The big problem it seems like is Windows Vista dropped legacy support drivers and 16-bit support fifteen years ago, and Windows 10 dropped even more legacy support drivers. So they keep the ThinkPads around because they can't find the drivers for some things anymore. I've run into that a few times, where old drivers were made specifically for DOS 7/8 or even DOS 6 to interface with custom fabricated CNC machines or injection mould machines. In the end the company that originally created those few hundred units no longer exists, and nobody has the floppies that held the original drivers or software. So you keep cloning the drives for when they fail and hoping there's enough near-spec hardware spares to hold out until a total system replacement.
>Calling people from bay-area hacker spaces to give them a hand in creating something more modern.

Tragically, from the small amount of time I've spent in SF, my understanding is this is unlikely to be their first instinct, even if it's a great idea. Doesn't the SF local government have a testy, if not outright hostile relationship with the tech worker/hacker/startup scene?

I've met people from either side of the discussion who pretty much entirely blame the opposite group (hackers or city workers) for why SF is so different now than 'back in the day.'

This is perhaps more specious than the "cops don't want to do their jobs because people are just too mean to them" song and dance.

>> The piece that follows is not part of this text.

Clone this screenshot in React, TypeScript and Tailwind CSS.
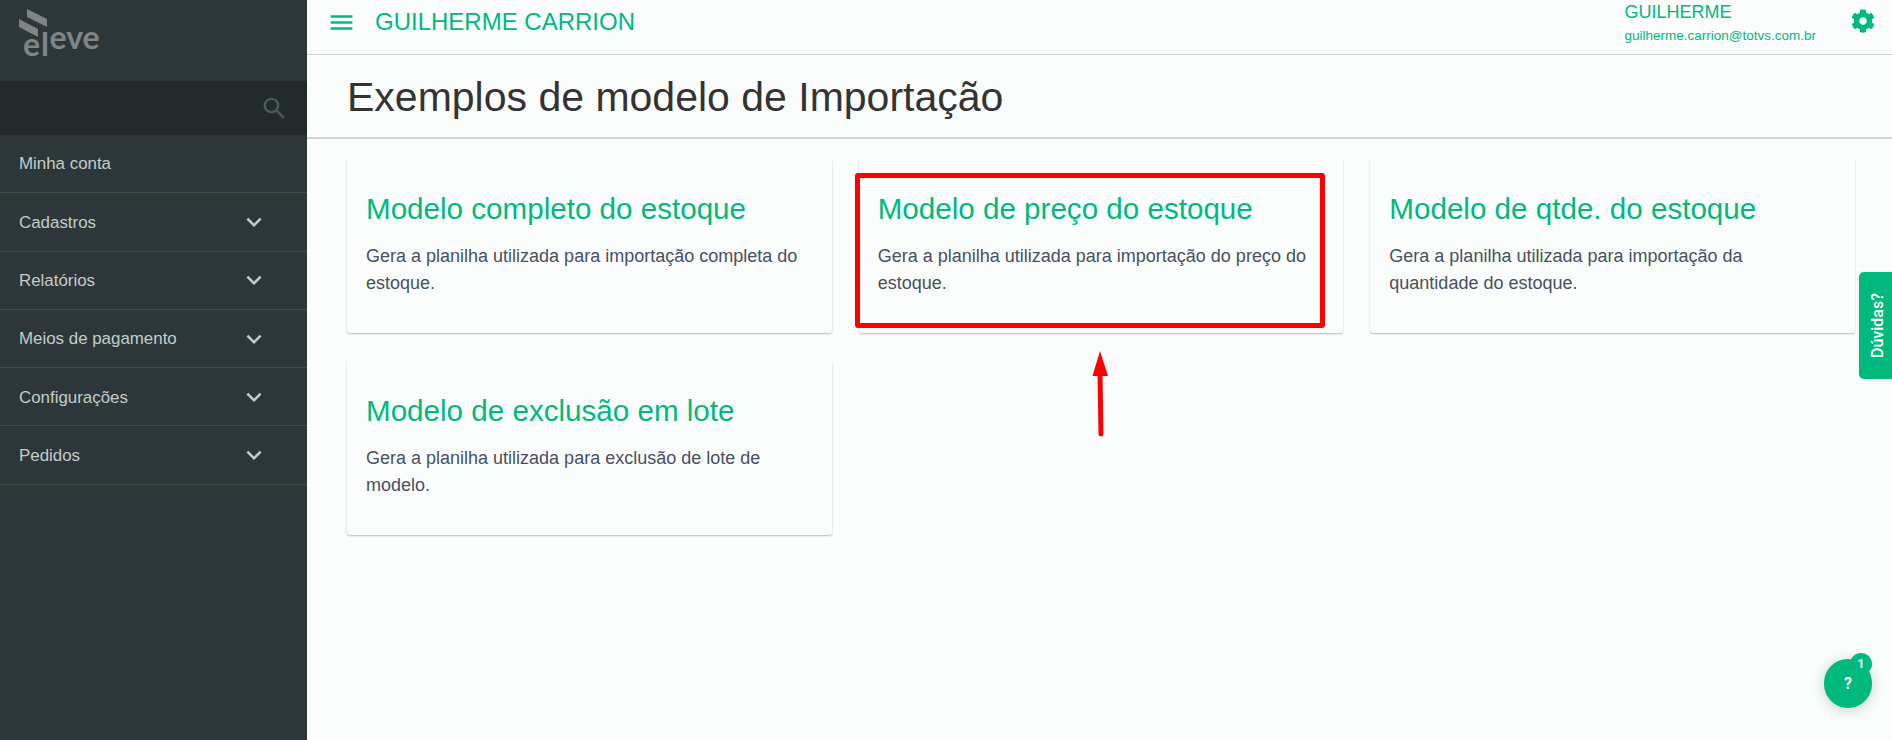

At the risk of putting too fine a point on it BART is not run as part of any city government, San Francisco or otherwise. You're pretty much tilting at windmills here.

Besides this sort of thing is well beyond the scope of folks creating subscription based fruit juicers.

Gotcha. BART being funded by the Bay Area Rapid Transit District is something I'd forgotten, and does make my point a lot less salient. It's been a long time since I was in SF, so it's possible my assessments here are way off base.

The main observation I was trying to make is that the public/private sector has always seemed to have a harder time working hand-in-hand in the Bay Area than it does in other cities I've lived in, whatever that reason may be.